We had no intention of getting a puppy. For one thing we're too old. For another, we're partial to older dogs who need and deserve a good home. And for another thing, we weren't ready.
Here's what happened: my daughter's brother-in-law posted a Facebook photo of Mattie and he left a comment, 'you might be interested.' I impulsively called the rescue group listing her and found myself talking to her foster mother. Mattie was being housed on Cape Cod, so it was easy for us to visit her foster home, watch her play with the three other dogs who lived there, and hear about how sweet she was. The die was cast: we decided on the spot to adopt her.
Except that Jess' brother-in-law didn't direct his comment to me in that Facebook post at all. He was nudging someone else to consider Mattie, not me! Which is another way of saying that Fate took the wheel and destiny delivered Mattie to our little family.
Her foster mother was right. She is a wonderful dog, smart, sweet, flexible, kind.
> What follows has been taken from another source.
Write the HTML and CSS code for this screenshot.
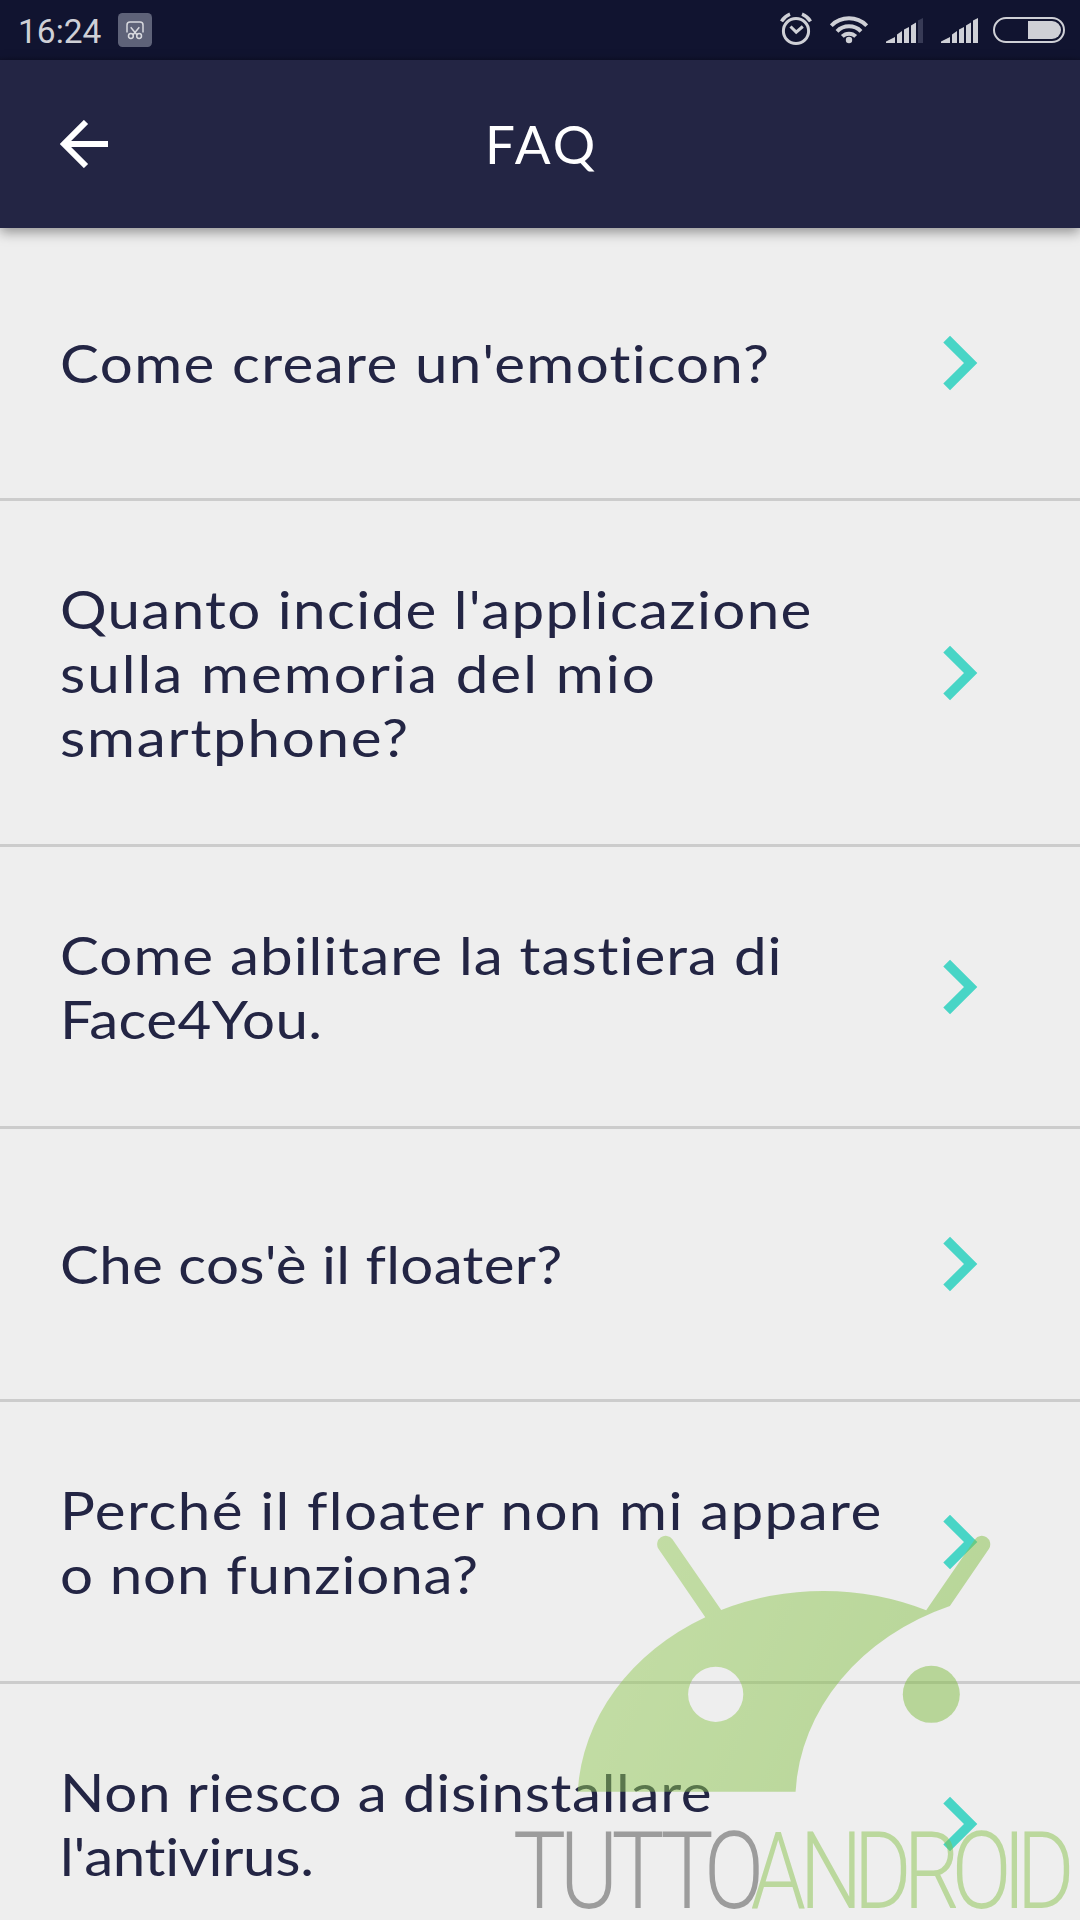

At nine weeks old she was pretty much potty trained in a day, slept through the night, and even now is uncharacteristically patient for a puppy.
Mattie was rescued off the streets of the island of Aruba. She was was flown to the United States with about 40 other puppies before she ended up in our neck of the woods. Aruban street dogs are called Cunucus, a rare breed named after their homeland, the small Caribbean Island in the Dutch Antilles. The word "Canucu" means 'countryside' in the local language of Papiamento. These dogs are known to be athletic, courageous, loyal and intelligent. Mattie is all that. If they have any faults at all, they dig and bark. They are also agile and have amazing leaping ability. This is apparently an adaptation for lizard-chasing in prickly terrain, which may be a necessity in Aruba but not here in Provincetown. :^) Cunucus are pack dogs who live on the streets, forage for food from tourists and by their own means, and are targeted for rescue, especially the puppies, by a few wonderful animal welfare groups.
It has been 2 years since we've had a dog and in those two years JB and I had the luxury of no responsibility for any one but ourselves. No longer. Now we're tethered to Mattie, but not because we feel responsible. It's simpler than that. Love has taken over. I'm amazed by how easily and completely that can happen. We care about her, we've all bonded. Because of my immobility this pup has learned all kinds of commands from me on the couch (sit, stay, leave it, bed, come, kiss, paw, no, yes, kiss kiss kiss) and all kinds of fun in the outer world from JB (daily dog wrestling at the local dog park, runs on the beach, walks on a leash.) She rides in the car with us, plays with our grand kids, welcomes and snuggles with our company and friends, and sleeps right next to me each night.
Dogs are special beings. When they're loved and with guidance, their loyalty and unconditional love can't be matched by us flawed humans. I hope once I'm back on my feet we'll head to our local animal shelter and bring home that 6-7 year old dog we first planned for. We're sure Mattie will like the companionship. Meanwhile, forgive me for saying she's a special dog, but I think she is. Most of all, she's kind--my favorite quality no matter what your species.